1 | If the user does not supply either first nor last , then we set
up a default which requests the first 5 edges. |
2 | We compute the total count of elements. |
3 | If after or before is given by the user, cut the window off
after or before a cursor respectively. We also attach the position
of each element by use of lists:zip/2 . This is later used to
render cursors correctly on the data. |
4 | Given the cut Sliced pick either the first or last K elements
in that window. Then build the map #{ node ⇒ Edge, cursor ⇒
Cursor } via the function format/1 . |
5 | Compute the PageInfo object. |
6 | Return the desired result as a map. |
This function cuts off a window with respect to either the before
or
the after
cursor. We can handle this through pattern matching in
Erlang:
apply_cursors_to_edges(null, null, Elements) ->
Elements;
apply_cursors_to_edges(null, Before, Elements) ->
Pos = unpack_cursor(Before),
{Res,_} = lists:split(Pos, Elements),
apply_cursors_to_edges(null, null, Res);
apply_cursors_to_edges(After, Before, Elements) ->
Pos = unpack_cursor(After),
{_, Res} = lists:split(Pos, Elements),
apply_cursors_to_edges(null, Before, Res).

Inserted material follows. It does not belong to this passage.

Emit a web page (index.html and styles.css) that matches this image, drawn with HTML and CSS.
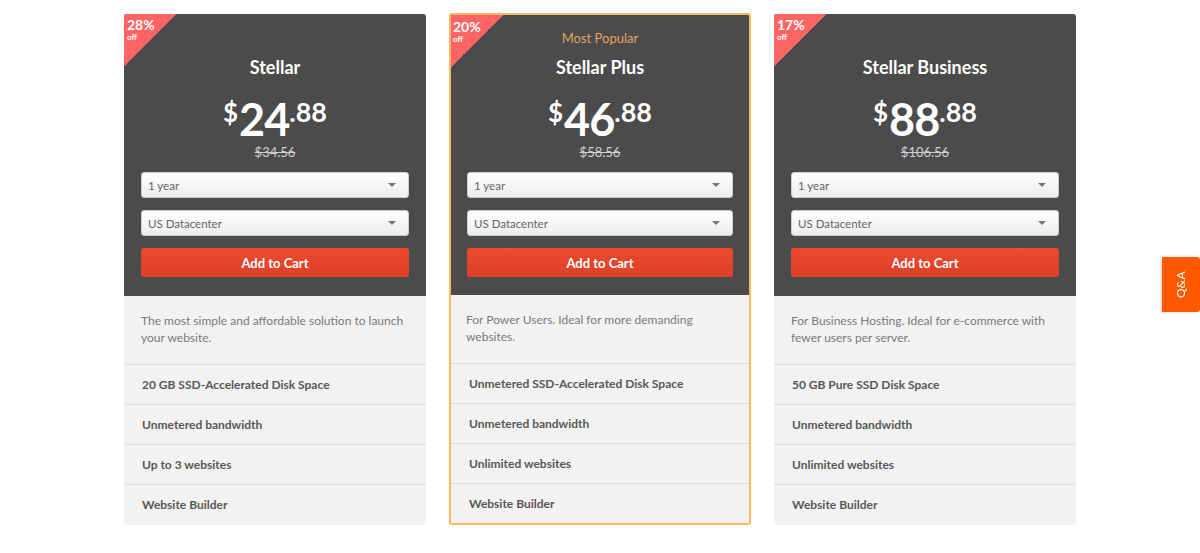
FILE: index.html
```html
<!DOCTYPE html>
<html lang="en">
<head>
    <meta charset="UTF-8">
    <title>Stellar Hosting Plans</title>
    <link rel="stylesheet" href="styles.css">
</head>
<body>
    <div class="plans">
        <div class="plan">
            <div class="plan-head">
                <div class="badge"><span class="badge-pct">28%</span><span class="badge-off">off</span></div>
                <div class="popular"></div>
                <div class="plan-name">Stellar</div>
                <div class="price"><span class="cur">$</span><span class="whole">24</span><span class="cents">.88</span></div>
                <div class="old-price">$34.56</div>
                <div class="select">1 year<span class="arrow"></span></div>
                <div class="select">US Datacenter<span class="arrow"></span></div>
                <button class="cart-btn">Add to Cart</button>
            </div>
            <div class="plan-body">
                <p class="desc">The most simple and affordable solution to launch your website.</p>
                <div class="feature">20 GB SSD-Accelerated Disk Space</div>
                <div class="feature">Unmetered bandwidth</div>
                <div class="feature">Up to 3 websites</div>
                <div class="feature">Website Builder</div>
            </div>
        </div>

        <div class="plan featured">
            <div class="plan-head">
                <div class="badge"><span class="badge-pct">20%</span><span class="badge-off">off</span></div>
                <div class="popular">Most Popular</div>
                <div class="plan-name">Stellar Plus</div>
                <div class="price"><span class="cur">$</span><span class="whole">46</span><span class="cents">.88</span></div>
                <div class="old-price">$58.56</div>
                <div class="select">1 year<span class="arrow"></span></div>
                <div class="select">US Datacenter<span class="arrow"></span></div>
                <button class="cart-btn">Add to Cart</button>
            </div>
            <div class="plan-body">
                <p class="desc">For Power Users. Ideal for more demanding websites.</p>
                <div class="feature">Unmetered SSD-Accelerated Disk Space</div>
                <div class="feature">Unmetered bandwidth</div>
                <div class="feature">Unlimited websites</div>
                <div class="feature">Website Builder</div>
            </div>
        </div>

        <div class="plan">
            <div class="plan-head">
                <div class="badge"><span class="badge-pct">17%</span><span class="badge-off">off</span></div>
                <div class="popular"></div>
                <div class="plan-name">Stellar Business</div>
                <div class="price"><span class="cur">$</span><span class="whole">88</span><span class="cents">.88</span></div>
                <div class="old-price">$106.56</div>
                <div class="select">1 year<span class="arrow"></span></div>
                <div class="select">US Datacenter<span class="arrow"></span></div>
                <button class="cart-btn">Add to Cart</button>
            </div>
            <div class="plan-body">
                <p class="desc">For Business Hosting. Ideal for e-commerce with fewer users per server.</p>
                <div class="feature">50 GB Pure SSD Disk Space</div>
                <div class="feature">Unmetered bandwidth</div>
                <div class="feature">Unlimited websites</div>
                <div class="feature">Website Builder</div>
            </div>
        </div>
    </div>

    <div class="qa-tab">Q&amp;A</div>
</body>
</html>
```

FILE: styles.css
```css
body {
    font-family: Lato, "Open Sans", sans-serif;
    margin: 0;
    background-color: #fff;
}
.plans {
    display: flex;
    justify-content: center;
    gap: 23px;
    padding-top: 14px;
}
.plan {
    width: 302px;
    box-sizing: border-box;
    border-radius: 3px;
    overflow: hidden;
    background-color: #f2f2f2;
}
.plan.featured {
    border: 2px solid #f4b866;
    margin-top: -1px;
    height: 512px;
}
.plan-head {
    position: relative;
    background-color: #4b4b4c;
    padding: 16px 17px 19px;
    text-align: center;
    color: #fff;
}
.featured .plan-head {
    padding: 15px 16px 18px;
}
.badge {
    position: absolute;
    top: 0;
    left: 0;
    width: 52px;
    height: 52px;
    background: linear-gradient(135deg, #fd6464 50%, transparent 50%);
    text-align: left;
    padding: 4px 0 0 3px;
    box-sizing: border-box;
    line-height: 1;
}
.featured .badge {
    padding: 5px 0 0 2px;
}
.badge-pct {
    display: block;
    font-size: 14px;
    font-weight: bold;
}
.badge-off {
    display: block;
    font-size: 8px;
    font-weight: bold;
    margin-top: 1px;
}
.popular {
    height: 16px;
    line-height: 16px;
    font-size: 13px;
    color: #e3a45c;
    margin-bottom: 12px;
}
.plan-name {
    font-size: 18px;
    line-height: 18px;
    font-weight: bold;
}
.price {
    display: flex;
    justify-content: center;
    align-items: flex-start;
    margin-top: 24px;
    height: 38px;
    font-weight: bold;
    line-height: 1;
}
.cur {
    font-size: 26px;
    margin-top: -1px;
    margin-right: 1px;
}
.whole {
    font-size: 45px;
    line-height: 38px;
    letter-spacing: -1px;
}
.cents {
    font-size: 27px;
    margin-top: -2px;
}
.old-price {
    margin-top: 6px;
    font-size: 13px;
    line-height: 16px;
    color: #d0d0d0;
    text-decoration: line-through;
}
.select {
    position: relative;
    margin-top: 12px;
    height: 26px;
    line-height: 26px;
    box-sizing: border-box;
    border: 1px solid #ccc;
    border-radius: 3px;
    background: linear-gradient(#ffffff, #ececec);
    color: #666;
    font-size: 11.5px;
    text-align: left;
    padding-left: 6px;
}
.arrow {
    position: absolute;
    right: 12px;
    top: 10px;
    border-left: 4px solid transparent;
    border-right: 4px solid transparent;
    border-top: 4px solid #777;
}
.cart-btn {
    display: block;
    width: 100%;
    margin-top: 12px;
    height: 29px;
    border: none;
    border-radius: 3px;
    background: linear-gradient(#ea4b2f, #de4028);
    color: #fff;
    font-family: inherit;
    font-size: 13px;
    font-weight: bold;
    cursor: pointer;
}
.plan-body {
    background-color: #f2f2f2;
}
.desc {
    margin: 0;
    padding: 16px 17px 18px;
    font-size: 12px;
    line-height: 17px;
    color: #7a7a7a;
    min-height: 34px;
}
.feature {
    height: 39px;
    line-height: 39px;
    border-top: 1px solid #dedede;
    padding-left: 18px;
    font-size: 12px;
    font-weight: bold;
    color: #585858;
}
.featured .desc {
    padding-left: 15px;
}
.featured .feature {
    padding-left: 18px;
}
.qa-tab {
    position: fixed;
    right: 0;
    top: 257px;
    width: 38px;
    height: 55px;
    background-color: #ff5a00;
    border-radius: 3px 0 0 3px;
    color: #fff;
    font-size: 12px;
    writing-mode: vertical-rl;
    transform: rotate(180deg);
    display: flex;
    align-items: center;
    justify-content: center;
    box-shadow: 1px 0 3px rgba(0,0,0,0.2);
}
```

The function is pretty straightforward, since the cursor contains the position at which to cut. So we can simply split the element list at the right point and return it.
This function evaluates the first
and last
parameters and only
returns the first/last K
elements of the cut-off window. It follows
a simple scheme:
-
If given first, we compare the size of the window to the desired number of elements. We then limit the window to the correct amount of elements.
-
If given last, we rewrite the task so it looks as if it were a first-type task. Then we execute this task—finally rewriting back to the original form
edges_to_return(First, null, Window) ->
Sz = length(Window),
case Sz - First of
K when K =< 0 -> Window;
K when K > 0 ->
{Res, _} = lists:split(First, Window),
Res
end;
edges_to_return(null, Last, Window) ->
lists:reverse(
edges_to_return(Last, null, lists:reverse(Window))).
To build up the PageInfo object, we use the following small helpers function which will determine if there is more elements after the window in either direction. They closely follow the specification:
has_previous(_Sliced, null) -> false;
has_previous(Sliced, Last) -> length(Sliced) > Last.
has_next(_Sliced, null) -> false;
has_next(Sliced, First) -> length(Sliced) > First.
A cursor in this setup is the base64 encoding of the position:
pack_cursor(Pos) ->
base64:encode(integer_to_binary(Pos)).
Security
This section describes different security aspects of GraphQL and how they pertain to the Erlang implementation of GraphQL. Any real world implementation of a system must combat enemies on the web. In general, you can expect requests to be evil.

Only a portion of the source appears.